Die beiden spanischen Clubs werden dazu noch allzu gut wissen, dass man insbesondere Benfica Lissabon niemals unterschätzen sollte, haben doch historische Vorläufer der heutigen Starensembles in den Jahren 1961 (Barcelona) und 1962 (Madrid) gegen genau diesen Verein im Finale der Landesmeister verloren. Mann an Benficas Seitenlinie damals: Die Trainerlegende Béla Guttmann (1899-1981).

Grund genug für uns, Detlev Claussens wunderbares Buch Béla Guttmann. Weltgeschichte des Fußballs in einer Person (2006) hervorzukramen, um mehr über diesen Mann und seine Geschichte vor, mit und nach Benfica zu erfahren. Und nebenbei einiges über das 20. Jahrhundert auf und neben dem Fußballplatz zu lernen.

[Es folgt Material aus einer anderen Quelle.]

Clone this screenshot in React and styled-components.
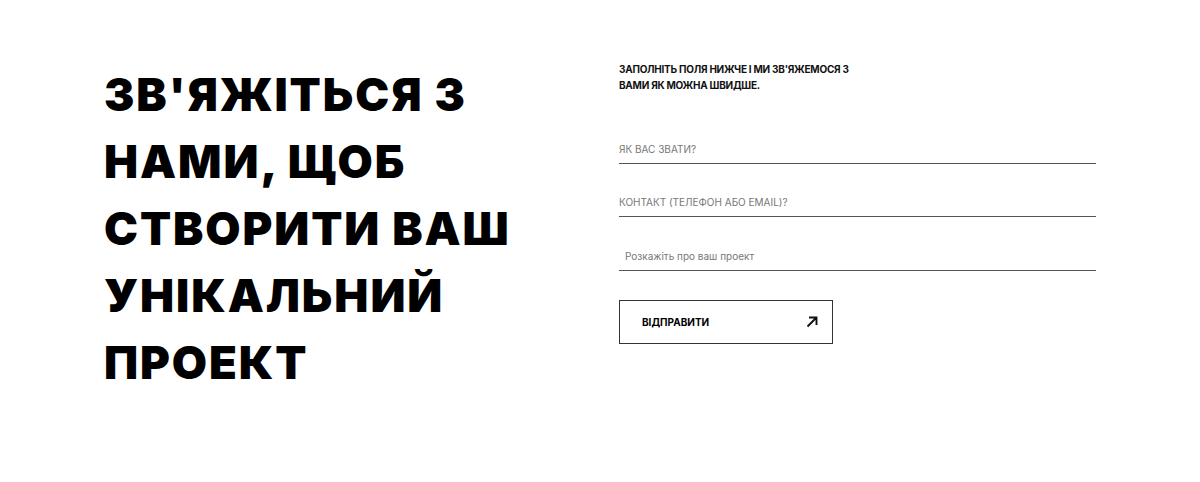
import React from "react";
import styled, { createGlobalStyle } from "styled-components";

const GlobalStyle = createGlobalStyle`
  html, body {
    margin: 0;
    padding: 0;
    background: #fff;
  }
  body {
    font-family: "Inter", "Liberation Sans", sans-serif;
    color: #000;
  }
  * {
    box-sizing: border-box;
  }
`;

const Section = styled.section`
  width: 992px;
  margin: 0 auto;
  padding: 61px 0 0 0;
  display: grid;
  grid-template-columns: 515px 1fr;
  height: 482px;
`;

const Title = styled.h1`
  margin: 0;
  font-family: "Inter", "Liberation Sans", sans-serif;
  font-weight: 900;
  font-size: 45.5px;
  line-height: 67px;
  letter-spacing: 1.9px;
  text-transform: uppercase;
`;

const Form = styled.form`
  display: flex;
  flex-direction: column;
`;

const Intro = styled.p`
  margin: 0 0 31px 0;
  width: 235px;
  font-size: 10px;
  font-weight: 700;
  line-height: 16px;
  letter-spacing: -0.25px;
  text-transform: uppercase;
  color: #111;
`;

const Field = styled.input`
  display: block;
  width: 100%;
  height: 40px;
  margin-top: ${(props) => props.gap || "0"};
  padding: 11px 0 0 0;
  border: 0;
  border-bottom: 1px solid #555;
  font-family: "Inter", "Liberation Sans", sans-serif;
  font-size: 10px;
  color: #222;
  outline: none;
  background: transparent;

  &::placeholder {
    color: #777;
    text-transform: uppercase;
  }
`;

const Message = styled.textarea`
  display: block;
  width: 100%;
  height: 40px;
  margin-top: 14px;
  padding: 18px 6px 0 6px;
  border: 0;
  border-bottom: 1px solid #555;
  font-family: "Inter", "Liberation Sans", sans-serif;
  font-size: 10px;
  line-height: 14px;
  resize: none;
  outline: none;
  background: transparent;

  &::placeholder {
    color: #777;
  }
`;

const Submit = styled.button`
  margin-top: 29px;
  width: 214px;
  height: 44px;
  padding: 0 14px 0 22px;
  display: flex;
  align-items: center;
  justify-content: space-between;
  border: 1px solid #333;
  background: #fff;
  font-family: "Inter", "Liberation Sans", sans-serif;
  font-size: 10px;
  font-weight: 700;
  text-transform: uppercase;
  color: #000;
  cursor: pointer;
`;

// diagonal "send" arrow
const Arrow = () => (
  <svg width="12" height="12" viewBox="0 0 12 12" fill="none">
    <path d="M1.5 10.5 L10.5 1.5 M3 1.5 H10.5 V9" stroke="#111" strokeWidth="1.9" />
  </svg>
);

export default function App() {
  return (
    <>
      <GlobalStyle />
      <Section>
        <Title>
          Зв'яжіться з
          <br />
          нами, щоб
          <br />
          створити ваш
          <br />
          унікальний
          <br />
          проект
        </Title>
        <Form onSubmit={(e) => e.preventDefault()}>
          <Intro>Заполніть поля нижче і ми зв'яжемося з вами як можна швидше.</Intro>
          <Field type="text" placeholder="Як вас звати?" />
          <Field type="text" placeholder="Контакт (телефон або email)?" gap="13px" />
          <Message placeholder="Розкажіть про ваш проект" />
          <Submit type="submit">
            Відправити
            <Arrow />
          </Submit>
        </Form>
      </Section>
    </>
  );
}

Ausgehend von Guttmanns größten Triumphen in den Europapokalendspielen 1961 und 1962 erzählt der Werder-Fan, Kultursoziologe und Kenner des internationalen Fußballs Claussen anhand von Béla Guttmanns Biographie eine soziologisch gefärbte Geschichte der ersten Hälfte des zwanzigsten Jahrhunderts durch das Brennglas des sich entwickelnden Millionenphänomens Fußball.

Dabei erweist sich die biographische Klammer als notwendiger Glücksfall: Für einen Menschen, der eher mit van Basten und Beckham als di Stefano und Puskas aufgewachsen ist, würde die schier unüberblickbare Anzahl an historischen Namen, Vereinen und Spielen ohne die Konzentration auf Guttmann doch zu überwältigend sein und letztlich nur noch verwirren. Durch die Konzentration auf Guttmanns Vita gelingt es dem Buch aber ganz wunderbar, ein wenig Licht ins historische Dunkel und vor allen Dingen ganz viel Lust auf die Beschäftigung mit dem Fußball vor dem heutigen Millionengeschäft zu wecken.

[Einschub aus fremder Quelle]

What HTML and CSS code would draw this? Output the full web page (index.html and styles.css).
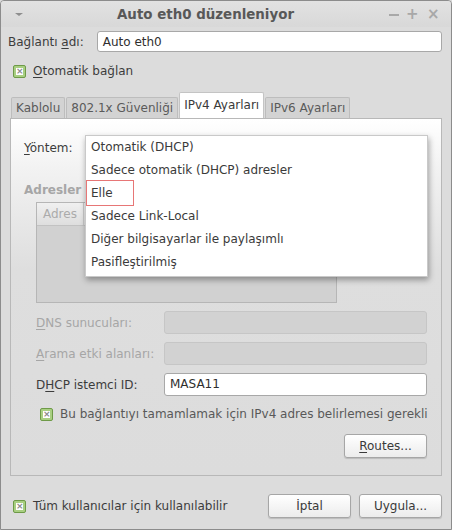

Guttmann ist dabei in der Erzählung sowohl exemplarisch als auch singulär zu verstehen. Niemals wird die Beispielhaftigkeit des Spielers der 20er und 30er und Trainers der 50er und 60er überstrapaziert, sondern stets sinnvoll in Bezug gesetzt zu den großen und kleinen Entwicklungen des schönen Spiels zwischen 1920 und den Europacupfinals von 1961 und 1962.

Dabei geht Claussen wie eingangs erwähnt von Guttmanns größtem Triumphen aus und kehrt auch immer wieder dahin zurück, um seine Geschichte zu schreiben. Dankenswerterweise begeht er dabei nicht den beliebten Fehler, Geschichte rückwärts als kausal immer auf ein bestimmtes Ereignis hinführende Entwicklung zu lesen. Vielmehr vollzieht er Schritt um Schritt, Station um Station sorgfältig nach, und zeigt dabei einleuchtend auf, wie sich die bruchstückhafte Aneinanderreihung von Verbindungen und Entscheidungen zu einem Fußballerleben verbinden, wie sich dieses Fußballerleben zur Entwicklung innerhalb der Sportart verhielt und wie es teilweise auch prominent dazu beitrug, was im globalen Fußball passierte.

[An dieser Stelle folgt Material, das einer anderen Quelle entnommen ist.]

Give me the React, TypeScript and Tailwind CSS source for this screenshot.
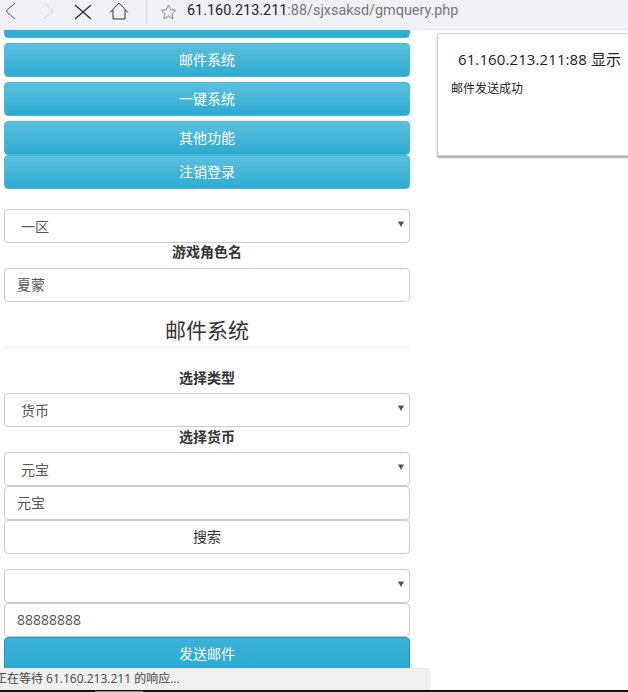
import React from "react";

const cjk = "font-['Open_Sans','Noto_Sans_CJK_SC',sans-serif]";

const BlueButton = ({ label, className = "" }: { label: string; className?: string }) => (
  <button className={`block w-full h-[34px] rounded-[4px] border border-[#46b8da] bg-gradient-to-b from-[#5bc0de] to-[#2aabd2] text-white text-sm ${className}`}>
    {label}
  </button>
);

const SelectBox = ({ value }: { value: string }) => (
  <div className="flex items-center justify-between h-[34px] rounded-[4px] border border-[#ccc] bg-white pl-4 pr-[5px] text-sm text-[#555]">
    <span className="pt-px">{value}</span>
    <svg width="6" height="6" viewBox="0 0 6 6" className="mb-1">
      <path d="M0 0.5h6L3 6z" fill="#555" />
    </svg>
  </div>
);

const TextBox = ({ value }: { value: string }) => (
  <div className="flex items-center h-[34px] rounded-[4px] border border-[#ccc] bg-white px-3 text-sm text-[#555]">
    {value}
  </div>
);

const Label = ({ text, className = "" }: { text: string; className?: string }) => (
  <div className={`text-center text-sm font-bold text-[#333] leading-4 ${className}`}>{text}</div>
);

export default function App() {
  return (
    <div className={`relative h-[692px] w-[628px] overflow-hidden bg-white ${cjk}`}>
      {/* browser toolbar */}
      <div className="relative z-10 flex h-[30px] items-start bg-[#f0f0f5] border-b border-[#e8e8ec]">
        <svg width="12" height="18" viewBox="0 0 12 18" className="ml-1 mt-[2px]" fill="none" stroke="#555" strokeWidth="1">
          <path d="M11 1 2 9l9 8" />
        </svg>
        <svg width="12" height="18" viewBox="0 0 12 18" className="ml-[26px] mt-[2px]" fill="none" stroke="#d8d8dc" strokeWidth="1">
          <path d="M2 1l9 8-9 8" />
        </svg>
        <svg width="18" height="16" viewBox="0 0 18 16" className="ml-5 mt-1" fill="none" stroke="#222" strokeWidth="1.1">
          <path d="M1 1l16 14M17 1 1 15" />
        </svg>
        <svg width="20" height="18" viewBox="0 0 20 18" className="ml-[17px] mt-[2px]" fill="none" stroke="#333" strokeWidth="1">
          <path d="M1 10.500 10 1l9 9.500M4 8v9h12V8" />
        </svg>
        <div className="ml-[17px] h-[24px] w-px bg-[#dcdce0]" />
        <svg width="17" height="16" viewBox="0 0 17 16" className="ml-[13px] mt-1" fill="none" stroke="#8a8a8a" strokeWidth="1">
          <path d="M8.500 1l2.200 4.700 5 .6-3.700 3.400 1 5-4.500-2.500L4 14.700l1-5L1.300 6.300l5-.6z" />
        </svg>
        <div className="ml-[10px] mt-px font-['Roboto',sans-serif] text-[14.400px] leading-5 whitespace-nowrap text-[#777]">
          <span className="text-[#222]">61.160.213.211</span>:88/sjxsaksd/gmquery.php
        </div>
      </div>

      {/* page content */}
      <div className="ml-1 w-[406px] -mt-[26px]">
        <BlueButton label="" />
        <BlueButton label="邮件系统" className="mt-[5px]" />
        <BlueButton label="一键系统" className="mt-[5px]" />
        <BlueButton label="其他功能" className="mt-[5px]" />
        <BlueButton label="注销登录" />

        <div className="mt-5">
          <SelectBox value="一区" />
        </div>
        <Label text="游戏角色名" className="mt-px" />
        <div className="mt-2">
          <TextBox value="夏蒙" />
        </div>

        <h2 className="mt-[13px] border-b border-[#eee] pb-[2px] text-center text-[21px] leading-[30px] text-[#333]">
          邮件系统
        </h2>

        <Label text="选择类型" className="mt-[22px]" />
        <div className="mt-[7px]">
          <SelectBox value="货币" />
        </div>
        <Label text="选择货币" className="mt-[2px]" />
        <div className="mt-[7px]">
          <SelectBox value="元宝" />
        </div>
        <TextBox value="元宝" />
        <div className="flex h-[34px] items-center justify-center rounded-[4px] border border-[#ccc] bg-white text-sm text-[#333]">
          搜索
        </div>

        <div className="mt-[15px]">
          <SelectBox value="" />
        </div>
        <TextBox value="88888888" />
        <button className="block h-[34px] w-full rounded-[4px] border border-[#2e8fc4] bg-gradient-to-b from-[#3cb2d8] to-[#2aabd2] text-sm text-white">
          发送邮件
        </button>
      </div>

      {/* alert dialog */}
      <div className="absolute left-[437px] top-[33px] h-[123px] w-[200px] rounded-l-[2px] border border-[#d0d0d0] bg-white shadow-[0_2px_2px_rgba(0,0,0,0.35)]">
        <div className="pl-5 pt-[13px] text-[15px] tracking-[0.1px] leading-6 whitespace-nowrap text-[#222]">61.160.213.211:88 显示</div>
        <div className="pl-[13px] pt-[10px] text-xs leading-4 text-[#222]">邮件发送成功</div>
      </div>

      {/* status bubble */}
      <div className="absolute bottom-[2px] left-0 flex h-[22px] w-[430px] items-center rounded-tr-[4px] border-r border-t border-[#e8e8e8] bg-[#f0f0f0] pb-[2px] text-xs whitespace-nowrap text-[#444]">
        <span className="-ml-[5px]">正在等待 61.160.213.211 的响应...</span>
      </div>
      <div className="absolute bottom-0 left-0 h-[2px] w-full bg-[#111]" />
      <div className="absolute bottom-0 left-[95px] h-px w-[48px] bg-[#888]" />
    </div>
  );
}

Der Wandervogel Guttmann (8 Stationen als Spieler, 25 als Trainer) bezeichnete sich gerne als “internationaler Fachmann ohne Klubfanatismus”; und in der Tat zeigt Claussen immer wieder auf, dass das oft reflexhaft bedauerte Söldnertum von Fußballprofis nicht nur negativ und schon gar nicht als radikal neue Erscheinung der letzten Jahrzehnte zu lesen ist. “Klubwechsel von Spielern und Trainern werden bis heute von Medien und Zuschauern immer wieder als Treulosigkeit und Verrat angeprangert und auch tatsächlich als solche empfunden. Es sind aber gerade die Veränderungen, die erst das gegenseitige Lernen voneinander und die Belebung traditioneller Spielkulturen ermöglichen” schreibt er an einer Stelle und beschreibt in der Folge überzeugend, wie das zunächst kontinentale, später dann zunehmend globale Fußballgeschäft gerade durch die lediglich temporäre Identifikation und häufige Fluktuation von Spielern und Trainern den Fußball immer weiter verbesserten und verfeinerten. Um es mit der für Guttmann immer wieder zentral werdenden Stadt Wien zu sagen: Die Melange macht es.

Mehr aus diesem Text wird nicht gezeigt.